• **Goal of the exercise**:
Return every line below as is, leaving out the pictures.

Begin Data segment

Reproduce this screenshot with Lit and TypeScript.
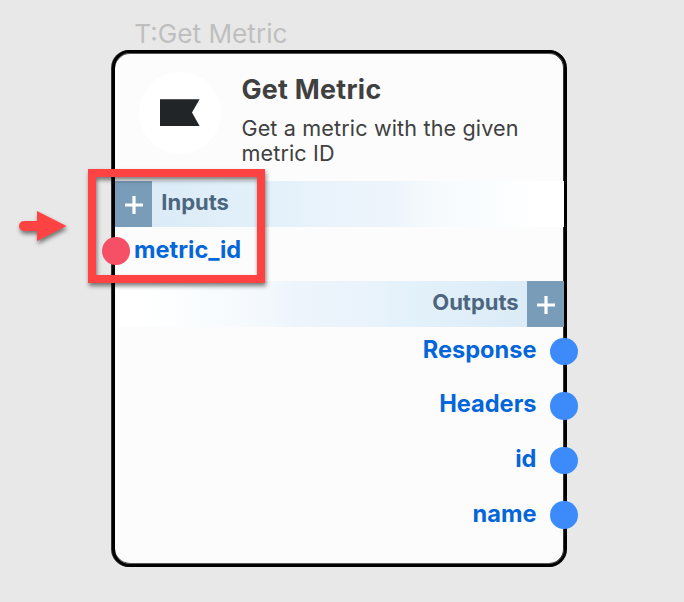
import { LitElement, html, css } from "lit";
import { customElement, property } from "lit/decorators.js";

@customElement("section-bar")
class SectionBar extends LitElement {
  @property() label = "";
  @property({ reflect: true }) side = "in";

  static styles = css`
    :host { display: flex; height: 45.5px; }
    :host([side="in"]) {
      background: linear-gradient(90deg, #dbebf7 8%, #e3f1fa 36%, #eaf3fb 47%, #edf4fc 62%, #f3f8fc 67%, #f8fcfe 79%, #fff 94%);
    }
    :host([side="out"]) {
      flex-direction: row-reverse;
      margin-right: -0.4px;
      background: linear-gradient(270deg, #dbebf7 8%, #e3f1fa 34%, #eaf3fb 45%, #edf4fc 60%, #f3f8fc 66%, #f8fcfe 79%, #fff 94%);
    }
    .add { width: 36.7px; display: grid; place-items: center; background: #799cb8; }
    :host([side="out"]) .add { width: 37.2px; }
    .add svg { margin: 3px 0 0 0.7px; }
    .label {
      padding: 0 9.6px;
      font: 700 22px/42.5px Inter, sans-serif;
      color: #4d6680;
    }
    :host([side="out"]) .label { padding: 0 8.5px; }
  `;

  render() {
    return html`
      <div class="add">
        <svg width="18" height="18" viewBox="0 0 18 18"><path d="M9 0v18M0 9h18" stroke="#fff" stroke-width="3.2"/></svg>
      </div>
      <div class="label">${this.label}</div>
    `;
  }
}

@customElement("app-root")
class AppRoot extends LitElement {
  static styles = css`
    :host {
      display: block;
      position: relative;
      box-sizing: border-box;
      width: 684px;
      height: 602px;
      padding: 18px 0 0 112px;
      overflow: hidden;
      background: #e8e8e8;
      font-family: Inter, sans-serif;
    }
    .tag { height: 32px; padding-left: 22.3px; font-size: 26.2px; line-height: 32px; color: #bfbfbf; }
    .card {
      box-sizing: border-box;
      width: 455px;
      height: 517px;
      border: 3px solid #000;
      border-radius: 18px;
      background: #fcfcfc;
      box-shadow: -1px 0 0 #333, inset -1px 0 0 #333, inset 0 1px 0 #555, inset 0 -1px 0 #555;
    }
    .head { display: flex; height: 128px; box-sizing: border-box; padding: 18.5px 0 0 24px; }
    .avatar { width: 82px; height: 82px; border-radius: 50%; background: #fff; display: grid; place-items: center; }
    .words { margin-left: 20.4px; padding-top: 0.5px; }
    .title { font-size: 26.8px; font-weight: 700; line-height: 34px; color: #404040; letter-spacing: 0.3px; }
    .desc { margin-top: 10px; width: 300px; font-size: 21.6px; line-height: 25px; color: #404040; letter-spacing: 0.14px; }
    .port { position: relative; display: flex; align-items: center; height: 54.6px; font-size: 23.6px; font-weight: 700; color: #0566d9; }
    .port.in { padding-left: 19px; }
    .port.out { justify-content: flex-end; padding-right: 27.5px; }
    .name { margin-top: -9px; }
    .dot { position: absolute; width: 27.6px; height: 27.6px; border-radius: 50%; }
    .in .dot { left: -13px; top: 10.5px; background: #f55066; }
    .out .dot { right: -14px; top: 11px; background: #3d8bfa; }
    .marks { position: absolute; inset: 0; filter: drop-shadow(1px 3px 2px rgba(0, 0, 0, 0.5)); }
  `;

  render() {
    return html`
      <div class="tag">T:Get Metric</div>
      <div class="card">
        <div class="head">
          <div class="avatar">
            <svg width="40" height="28" viewBox="0 0 40 28"><path d="M0 .2H39.6L32 13.6 39.6 27H0Z" fill="#222527"/></svg>
          </div>
          <div class="words">
            <div class="title">Get Metric</div>
            <div class="desc">Get a metric with the given metric ID</div>
          </div>
        </div>
        <section-bar side="in" label="Inputs"></section-bar>
        <div class="port in"><span class="dot"></span><span class="name">metric_id</span></div>
        <section-bar side="out" label="Outputs"></section-bar>
        ${["Response", "Headers", "id", "name"].map(
          (n) => html`<div class="port out"><span class="name">${n}</span><span class="dot"></span></div>`
        )}
      </div>
      <svg class="marks" width="684" height="602" viewBox="0 0 684 602">
        <rect x="92" y="173" width="169" height="106" fill="none" stroke="#ff4343" stroke-width="8"/>
        <path d="M24 221H37V211L66.5 226 37 241V231H24A5 5 0 0 1 24 221Z" fill="#ff4343"/>
      </svg>
    `;
  }
}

End Data segment

• **Result of this task**:
Reproduce this screenshot with Lit and TypeScript.
import { LitElement, html, css } from "lit";
import { customElement, property } from "lit/decorators.js";

@customElement("section-bar")
class SectionBar extends LitElement {
  @property() label = "";
  @property({ reflect: true }) side = "in";

  static styles = css`
    :host { display: flex; height: 45.5px; }
    :host([side="in"]) {
      background: linear-gradient(90deg, #dbebf7 8%, #e3f1fa 36%, #eaf3fb 47%, #edf4fc 62%, #f3f8fc 67%, #f8fcfe 79%, #fff 94%);
    }
    :host([side="out"]) {
      flex-direction: row-reverse;
      margin-right: -0.4px;
      background: linear-gradient(270deg, #dbebf7 8%, #e3f1fa 34%, #eaf3fb 45%, #edf4fc 60%, #f3f8fc 66%, #f8fcfe 79%, #fff 94%);
    }
    .add { width: 36.7px; display: grid; place-items: center; background: #799cb8; }
    :host([side="out"]) .add { width: 37.2px; }
    .add svg { margin: 3px 0 0 0.7px; }
    .label {
      padding: 0 9.6px;
      font: 700 22px/42.5px Inter, sans-serif;
      color: #4d6680;
    }
    :host([side="out"]) .label { padding: 0 8.5px; }
  `;

  render() {
    return html`
      <div class="add">
        <svg width="18" height="18" viewBox="0 0 18 18"><path d="M9 0v18M0 9h18" stroke="#fff" stroke-width="3.2"/></svg>
      </div>
      <div class="label">${this.label}</div>
    `;
  }
}

@customElement("app-root")
class AppRoot extends LitElement {
  static styles = css`
    :host {
      display: block;
      position: relative;
      box-sizing: border-box;
      width: 684px;
      height: 602px;
      padding: 18px 0 0 112px;
      overflow: hidden;
      background: #e8e8e8;
      font-family: Inter, sans-serif;
    }
    .tag { height: 32px; padding-left: 22.3px; font-size: 26.2px; line-height: 32px; color: #bfbfbf; }
    .card {
      box-sizing: border-box;
      width: 455px;
      height: 517px;
      border: 3px solid #000;
      border-radius: 18px;
      background: #fcfcfc;
      box-shadow: -1px 0 0 #333, inset -1px 0 0 #333, inset 0 1px 0 #555, inset 0 -1px 0 #555;
    }
    .head { display: flex; height: 128px; box-sizing: border-box; padding: 18.5px 0 0 24px; }
    .avatar { width: 82px; height: 82px; border-radius: 50%; background: #fff; display: grid; place-items: center; }
    .words { margin-left: 20.4px; padding-top: 0.5px; }
    .title { font-size: 26.8px; font-weight: 700; line-height: 34px; color: #404040; letter-spacing: 0.3px; }
    .desc { margin-top: 10px; width: 300px; font-size: 21.6px; line-height: 25px; color: #404040; letter-spacing: 0.14px; }
    .port { position: relative; display: flex; align-items: center; height: 54.6px; font-size: 23.6px; font-weight: 700; color: #0566d9; }
    .port.in { padding-left: 19px; }
    .port.out { justify-content: flex-end; padding-right: 27.5px; }
    .name { margin-top: -9px; }
    .dot { position: absolute; width: 27.6px; height: 27.6px; border-radius: 50%; }
    .in .dot { left: -13px; top: 10.5px; background: #f55066; }
    .out .dot { right: -14px; top: 11px; background: #3d8bfa; }
    .marks { position: absolute; inset: 0; filter: drop-shadow(1px 3px 2px rgba(0, 0, 0, 0.5)); }
  `;

  render() {
    return html`
      <div class="tag">T:Get Metric</div>
      <div class="card">
        <div class="head">
          <div class="avatar">
            <svg width="40" height="28" viewBox="0 0 40 28"><path d="M0 .2H39.6L32 13.6 39.6 27H0Z" fill="#222527"/></svg>
          </div>
          <div class="words">
            <div class="title">Get Metric</div>
            <div class="desc">Get a metric with the given metric ID</div>
          </div>
        </div>
        <section-bar side="in" label="Inputs"></section-bar>
        <div class="port in"><span class="dot"></span><span class="name">metric_id</span></div>
        <section-bar side="out" label="Outputs"></section-bar>
        ${["Response", "Headers", "id", "name"].map(
          (n) => html`<div class="port out"><span class="name">${n}</span><span class="dot"></span></div>`
        )}
      </div>
      <svg class="marks" width="684" height="602" viewBox="0 0 684 602">
        <rect x="92" y="173" width="169" height="106" fill="none" stroke="#ff4343" stroke-width="8"/>
        <path d="M24 221H37V211L66.5 226 37 241V231H24A5 5 0 0 1 24 221Z" fill="#ff4343"/>
      </svg>
    `;
  }
}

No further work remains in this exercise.